— start Dataset content —
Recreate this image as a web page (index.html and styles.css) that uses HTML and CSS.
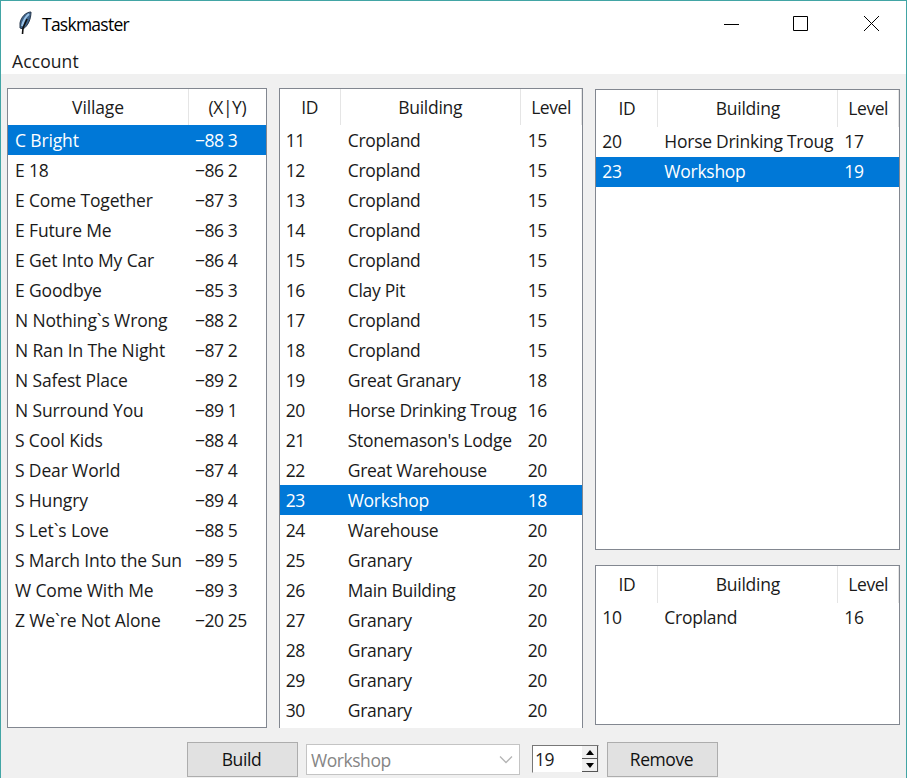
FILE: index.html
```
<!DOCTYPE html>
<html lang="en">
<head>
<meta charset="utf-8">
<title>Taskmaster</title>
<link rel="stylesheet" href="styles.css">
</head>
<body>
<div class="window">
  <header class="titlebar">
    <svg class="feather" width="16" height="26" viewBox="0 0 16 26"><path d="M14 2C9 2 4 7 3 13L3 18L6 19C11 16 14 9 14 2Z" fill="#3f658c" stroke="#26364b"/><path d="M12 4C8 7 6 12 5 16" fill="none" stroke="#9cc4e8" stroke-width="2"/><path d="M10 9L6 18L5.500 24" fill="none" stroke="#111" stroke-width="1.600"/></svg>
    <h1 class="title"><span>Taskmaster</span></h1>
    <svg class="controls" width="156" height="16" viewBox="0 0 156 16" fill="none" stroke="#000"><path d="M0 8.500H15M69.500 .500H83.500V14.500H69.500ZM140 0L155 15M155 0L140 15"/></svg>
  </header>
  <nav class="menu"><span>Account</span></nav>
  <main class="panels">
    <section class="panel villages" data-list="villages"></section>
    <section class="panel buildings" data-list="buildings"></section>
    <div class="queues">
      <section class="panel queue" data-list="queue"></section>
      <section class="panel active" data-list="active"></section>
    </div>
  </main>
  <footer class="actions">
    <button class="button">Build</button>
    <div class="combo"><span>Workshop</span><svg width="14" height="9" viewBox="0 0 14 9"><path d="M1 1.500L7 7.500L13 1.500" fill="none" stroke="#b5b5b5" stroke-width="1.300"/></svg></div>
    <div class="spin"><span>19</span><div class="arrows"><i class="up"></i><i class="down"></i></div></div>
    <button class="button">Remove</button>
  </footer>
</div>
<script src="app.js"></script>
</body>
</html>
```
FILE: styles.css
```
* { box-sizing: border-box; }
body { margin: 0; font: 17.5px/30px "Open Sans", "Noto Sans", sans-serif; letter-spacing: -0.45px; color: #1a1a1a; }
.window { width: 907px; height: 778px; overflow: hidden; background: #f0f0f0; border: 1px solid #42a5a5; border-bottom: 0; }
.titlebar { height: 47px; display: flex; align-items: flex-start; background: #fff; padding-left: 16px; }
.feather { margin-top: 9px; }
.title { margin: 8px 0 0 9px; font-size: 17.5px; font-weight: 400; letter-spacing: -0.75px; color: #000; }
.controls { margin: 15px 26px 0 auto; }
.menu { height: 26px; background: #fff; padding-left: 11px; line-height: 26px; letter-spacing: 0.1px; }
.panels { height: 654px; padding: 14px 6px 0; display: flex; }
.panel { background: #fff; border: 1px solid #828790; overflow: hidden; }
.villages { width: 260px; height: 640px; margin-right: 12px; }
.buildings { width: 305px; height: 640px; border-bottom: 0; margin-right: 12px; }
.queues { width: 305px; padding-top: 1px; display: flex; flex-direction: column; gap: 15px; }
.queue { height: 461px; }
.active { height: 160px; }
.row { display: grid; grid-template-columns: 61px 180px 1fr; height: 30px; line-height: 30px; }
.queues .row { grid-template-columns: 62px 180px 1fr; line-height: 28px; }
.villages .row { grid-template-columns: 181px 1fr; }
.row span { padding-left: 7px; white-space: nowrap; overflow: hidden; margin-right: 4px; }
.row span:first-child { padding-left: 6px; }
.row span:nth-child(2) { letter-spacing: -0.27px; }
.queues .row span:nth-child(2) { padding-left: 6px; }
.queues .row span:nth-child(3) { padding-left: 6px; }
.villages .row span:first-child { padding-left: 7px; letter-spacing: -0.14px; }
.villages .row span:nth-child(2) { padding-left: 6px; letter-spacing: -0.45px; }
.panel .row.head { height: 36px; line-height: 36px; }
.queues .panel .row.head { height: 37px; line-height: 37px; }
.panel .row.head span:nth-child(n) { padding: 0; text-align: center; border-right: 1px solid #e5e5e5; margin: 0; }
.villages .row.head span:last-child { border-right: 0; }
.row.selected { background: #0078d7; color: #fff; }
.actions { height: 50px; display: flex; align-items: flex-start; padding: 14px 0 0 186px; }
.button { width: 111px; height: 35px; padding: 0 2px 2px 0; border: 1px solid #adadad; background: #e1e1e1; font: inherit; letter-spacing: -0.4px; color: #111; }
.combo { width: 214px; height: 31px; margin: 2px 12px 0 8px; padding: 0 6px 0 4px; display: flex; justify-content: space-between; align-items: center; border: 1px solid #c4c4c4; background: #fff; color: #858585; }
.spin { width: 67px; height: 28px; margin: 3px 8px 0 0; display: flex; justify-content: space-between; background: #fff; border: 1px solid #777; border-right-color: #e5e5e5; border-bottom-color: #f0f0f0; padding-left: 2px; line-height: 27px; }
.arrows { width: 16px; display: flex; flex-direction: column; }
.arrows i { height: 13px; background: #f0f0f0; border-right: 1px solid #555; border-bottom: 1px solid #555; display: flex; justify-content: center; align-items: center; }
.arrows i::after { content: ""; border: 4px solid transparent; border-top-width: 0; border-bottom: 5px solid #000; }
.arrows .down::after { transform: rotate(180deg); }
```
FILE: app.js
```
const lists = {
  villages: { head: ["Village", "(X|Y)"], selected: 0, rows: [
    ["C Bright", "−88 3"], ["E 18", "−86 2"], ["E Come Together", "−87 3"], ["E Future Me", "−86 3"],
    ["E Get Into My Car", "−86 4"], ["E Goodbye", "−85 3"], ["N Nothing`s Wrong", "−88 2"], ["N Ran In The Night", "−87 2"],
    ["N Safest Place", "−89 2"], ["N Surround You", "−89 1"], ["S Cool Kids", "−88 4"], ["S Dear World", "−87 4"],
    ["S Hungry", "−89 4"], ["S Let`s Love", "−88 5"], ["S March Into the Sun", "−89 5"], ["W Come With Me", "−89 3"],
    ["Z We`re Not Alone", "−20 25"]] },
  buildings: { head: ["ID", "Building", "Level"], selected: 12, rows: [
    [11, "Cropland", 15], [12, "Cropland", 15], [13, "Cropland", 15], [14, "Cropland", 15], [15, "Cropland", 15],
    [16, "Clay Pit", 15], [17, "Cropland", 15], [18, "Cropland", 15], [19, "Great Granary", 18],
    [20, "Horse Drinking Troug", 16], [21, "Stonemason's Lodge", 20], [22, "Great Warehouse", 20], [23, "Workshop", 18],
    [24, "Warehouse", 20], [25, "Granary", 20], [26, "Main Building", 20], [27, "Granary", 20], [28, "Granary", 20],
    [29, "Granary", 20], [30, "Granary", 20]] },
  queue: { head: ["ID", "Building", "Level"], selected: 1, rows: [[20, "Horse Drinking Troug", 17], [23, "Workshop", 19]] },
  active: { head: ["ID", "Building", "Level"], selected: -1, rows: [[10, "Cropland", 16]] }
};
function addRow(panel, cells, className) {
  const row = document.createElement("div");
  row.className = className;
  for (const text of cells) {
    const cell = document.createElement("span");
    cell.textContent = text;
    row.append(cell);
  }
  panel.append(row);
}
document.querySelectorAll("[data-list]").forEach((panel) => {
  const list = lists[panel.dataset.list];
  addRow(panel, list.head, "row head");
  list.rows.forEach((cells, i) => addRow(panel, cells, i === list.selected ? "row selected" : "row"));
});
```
— end Dataset content —
Which lines hold the word "html"? Copy every one of them.

Recreate this image as a web page (index.html and styles.css) that uses HTML and CSS.
FILE: index.html
<!DOCTYPE html>
<html lang="en">
</html>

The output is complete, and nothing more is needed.